A symbol of the submission that YOU give to me. Seems such a simple thing at first glance, but in reality so much more to us both. A sign for all to know that you belong to me, pet. Truth, but still so much more. It's a Mark, little one, a mark of mine that you carry proudly. It's also a Mark on my soul. When you willingly submitted and chose my Dominance and collar, you bound me to you in so many ways - as a caregiver, as a teacher, as a nurture and provider, as your disciplinarian and lover, as the person responsible for guiding our relationship. The pride you feel in wearing that collar is matched by my own pride in knowing you chose me to be worthy of your gift of submission. I, who could never stand the thought of wearing, have been collared by you my kitten.

*swoon*

 I have never had any write such beautiful things to me (this ISN'T the first one!). It is true, I do wear His collar proudly. And everything he writes to the truth. He has become my protector -  sometimes he having to protect me from myself.

In my Wolf, I found everything I have been looking for, since I began my journey down the rabbit hole, well most of my life, if I am being completely honest.

He is all that he has written above but so much more. We just seem to click on every level. And he has fast become my rock.

It is an amazing feeling that there is somebody out there, that is there for me .. no matter what - 150% there ... FOR ME!

And the very best part .. is that he is ALL MINE .. I don't have to share him, & I don't have to fear that he will leave me for another. And that is the best feeling in the world!

Friday, April 25, 2014

I'm 1 Year Old!!!!


I am so excited to have my 1 year Blog-aversary!!!

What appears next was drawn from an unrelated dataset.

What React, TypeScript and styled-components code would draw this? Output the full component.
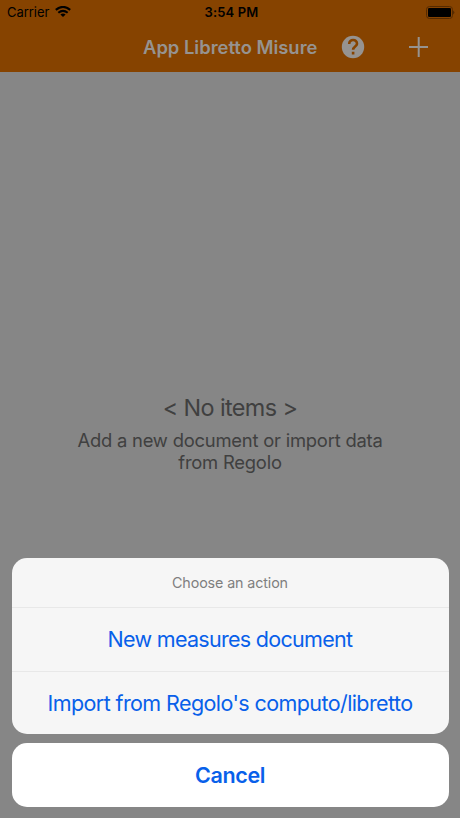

What a year it has been! I look back thru everything & it's like "WHOA!!"
What a ride it had been!



I want to take the time to thank everybody, who has taken the time to lurk, to read, to comment!
The support I have received from this community has been invaluable. I have learned so much here in blogland, not just about the lifestyle & TTWD but about myself as well. I consider myself lucky & honoured to be amongst such amazing & remarkable people. 

And to my friends, what can I say, it has been a pleasure to get know know you. You just ROCK!!



So much has changed since this blog began! And in year 2 ... It is my blogsversary wish, that, in my BDSM/sex blog, that I will actually get to talk sex!!!!

*giggles*

(And to my wonderful Sir Wolf ... You make every day 


Monday, April 21, 2014

An Act of Desperation

One year ago today .. I was a lost kittie ... and a real fucking mess.

I was suffering from a pretty bad subdrop (of course at the time I had no idea what it was). It had been a couple of weeks since FormerD left me. When he first left .. things were fine .. just another vanilla break up right?

Each day, things grew a little darker. I would cry for no reason. I didn't want to talk to anybody. I tried to withdraw from my "social obligations" including my Star Wars stuff. When I was in a crowd, not only did I feel alone, I was almost to the point of anxiety attacks. I just wanted to run & hide. When I was home alone .. I felt so .. well alone.

I thought I was going crazy, I truly did.

So finally out of desperation, and I was feeling sooooo desperate. I wrote an email to a stranger ... who has an amazing blog. And what an email it was ... literally just poured everything out in that one email. Nice thing to dump on a perfect stranger!!!

And then I waited .. convinced that he would not email me back (he would have much better things to do than listen to a raving lunatic) .. terrified that he would

I did not have to wait long for his response. I was even afraid to open the email. So silly that!

What I read ... it made me cry even more. Not because he was mean or anything.

No.

This stranger .. this man .. this Dom .. validated me. Everything I was feeling, everything that I have become ... was all "normal". And he took the time to explain so much to me ... that once your mind has been opened it's very hard to close .. etc

In short this Dom became my hero .. still is to this day.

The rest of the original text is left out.